プロコフィエフ:戦争ソナタ第7番 Op.83

(休憩15分)

シューマン:幻想曲 ハ長調 Op.17

(アンコール)J.S.バッハ:フランス組曲第5番より サラバンド
 
 

 長岡市出身で、現在ドイツ留学中の大瀧さん。噂には聞いていましたが、実際の演奏に接したことはなく、どんなものかと気になり聴かせていただくことにしました。

 台風襲来中で、本日開催予定の新潟まつり花火大会も延期となってしまいました。でも、音楽には関係ありません。ゆっくりと昼食を食べ、スタジオスガマタへと向かいました。狭いスタジオですが、たくさんの音楽ファンで賑わっていました。

 黒いスーツが凛々しい大瀧さんが登場し、曲目解説を挟めながら演奏が進められました。若さ溢れる俊敏で強靭な打鍵に圧倒されました。狭い空間に置かれたヤマハのフルコンサート・グランドピアノを思う存分鳴らしていましたが、決して音に濁りはなく、サウンドはあくまでもクリアでした。圧巻は戦争ソナタ。終楽章の激しさには息を呑むばかり。音の攻撃にひれ伏すしかありませんでした。

 情熱溢れ、血沸き肉踊る演奏に驚愕し、休憩時間も席を立つことができませんでした。

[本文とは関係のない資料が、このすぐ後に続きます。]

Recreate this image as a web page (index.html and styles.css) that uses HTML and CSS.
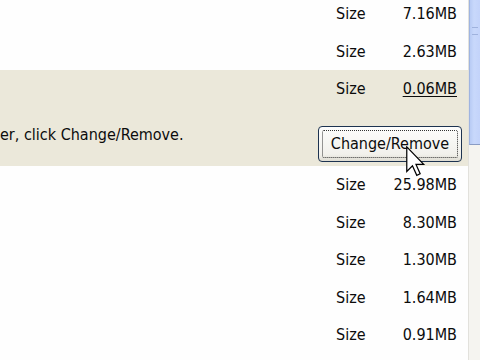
FILE: index.html
```html
<!DOCTYPE html>
<html>
<head>
<meta charset="utf-8">
<link rel="stylesheet" href="styles.css">
</head>
<body>
<div class="window">
  <div class="list">
    <div class="row"><span class="label">Size</span><span class="value">7.16MB</span></div>
    <div class="row"><span class="label">Size</span><span class="value">2.63MB</span></div>
    <div class="selected">
      <div class="row"><span class="label">Size</span><span class="value link">0.06MB</span></div>
      <div class="detail">
        <span class="desc">er, click Change/Remove.</span>
        <button class="btn"><span class="focus">Change/Remove</span></button>
      </div>
    </div>
    <div class="row"><span class="label">Size</span><span class="value">25.98MB</span></div>
    <div class="row"><span class="label">Size</span><span class="value">8.30MB</span></div>
    <div class="row"><span class="label">Size</span><span class="value">1.30MB</span></div>
    <div class="row"><span class="label">Size</span><span class="value">1.64MB</span></div>
    <div class="row"><span class="label">Size</span><span class="value">0.91MB</span></div>
  </div>
  <div class="scrollbar">
    <div class="thumb"><span class="grip"></span></div>
    <div class="track"></div>
  </div>
  <svg class="cursor" width="20" height="31" viewBox="0 0 13 20">
    <path d="M0.5 0.5 L0.5 16.5 L4.2 12.8 L7 19 L9.2 18 L6.5 11.9 L11.5 11.9 Z" fill="#fff" stroke="#000" stroke-width="0.8" stroke-linejoin="miter"/>
  </svg>
</div>
</body>
</html>
```

FILE: styles.css
```css
html, body {
  margin: 0;
  padding: 0;
  width: 480px;
  height: 360px;
  overflow: hidden;
  background: #ffffff;
}

.window {
  position: relative;
  display: flex;
  width: 480px;
  height: 360px;
  overflow: hidden;
  font-family: "DejaVu Sans Condensed", "DejaVu Sans", sans-serif;
  font-size: 16px;
  color: #0c0c0c;
}

.list {
  flex: 1;
  display: flex;
  flex-direction: column;
  margin-top: -5px;
  background: #fefefe;
}

.row {
  height: 37.5px;
  flex: none;
  display: flex;
  align-items: center;
  justify-content: flex-end;
  padding-right: 11px;
}

.label {
  width: 33px;
}

.value {
  width: 88px;
  text-align: right;
}

.link {
  text-decoration: underline;
  text-underline-offset: 2px;
}

.selected {
  background: #ebe8da;
  display: flex;
  flex-direction: column;
}

.detail {
  height: 58.5px;
  display: flex;
  align-items: flex-start;
  justify-content: space-between;
  padding-right: 6px;
}

.desc {
  margin-top: 17px;
  line-height: 20px;
}

.btn {
  margin-top: 18px;
  width: 144px;
  height: 36px;
  padding: 3px;
  border: 1px solid #1d3350;
  border-radius: 4px;
  background: linear-gradient(#fdfdfc, #f2f1ec 80%, #dedcd2);
  font: inherit;
  color: #0c0c0c;
  display: flex;
}

.focus {
  flex: 1;
  display: flex;
  align-items: center;
  justify-content: center;
  border: 1px dotted #333;
  border-radius: 2px;
}

.scrollbar {
  width: 11px;
  display: flex;
  flex-direction: column;
  border-left: 1px solid #e2e1dc;
}

.thumb {
  height: 145px;
  background: linear-gradient(90deg, #b8cbf4, #c8d8fb 40%, #c3d3fa);
  border-left: 1px solid #9fb4e0;
  border-bottom: 1px solid #8a9cc4;
  box-sizing: border-box;
  display: flex;
  justify-content: center;
}

.grip {
  margin-top: 27px;
  width: 6px;
  height: 6px;
  border-top: 1px solid #9fb2dd;
  border-bottom: 1px solid #9fb2dd;
}

.track {
  flex: 1;
  background: #f5f4f0;
}

.cursor {
  position: absolute;
  left: 406px;
  top: 146px;
}
```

音の余韻をかみしめ、後半に備えて息を整えていました。

 そして後半はシューマンの幻想曲。自分なりの曲の解釈を説明して演奏に入りました。ベートーヴェンの歌曲をモチーフに作られたというこの曲には、クララとの切ない恋、熱き思いが込められているとのこと。そんな思いが伝わってきました。
 前半同様のダイナミックな演奏の中に、ロマン性が感じられ、終楽章は胸に染みるものがありました。おそらくシューマンがこの曲を作曲したのは大瀧さんとほぼ同じ年齢。現在の大瀧さんだからこそ成しえた演奏だったのかもしれません。

 アンコールにバッハを優しく演奏し、終演となりましたが、ヘビーな料理の後に、上等なデザートをいただいたような気分でした。

 噂には聞きましたが、これほどの実力者とは驚きでした。このような若き俊才が新潟から育っていたとは、新潟県人としてうれしく、誇らしく感じます。ドイツ留学2年目とのこと、これからどれほど花開いていくのか期待は膨らみます。

 良い音楽を聴いた後は心も弾みます。台風が近付き強風が吹いていますが、嵐のような演奏を聴いた後にはそよ風でしかありません。


 最後に、このような才能ある若者を見つけ出し、紹介してくれるコンチェルトの佐藤さんにも感謝せねばなりません。ありがとうございました。


*その後過去の記録を眺めていましたら、大瀧さんの演奏を以前聴いていたことが判明しました。2011年のLFJ新潟の交流ステージで、紫竹友梨さんとの共演でした。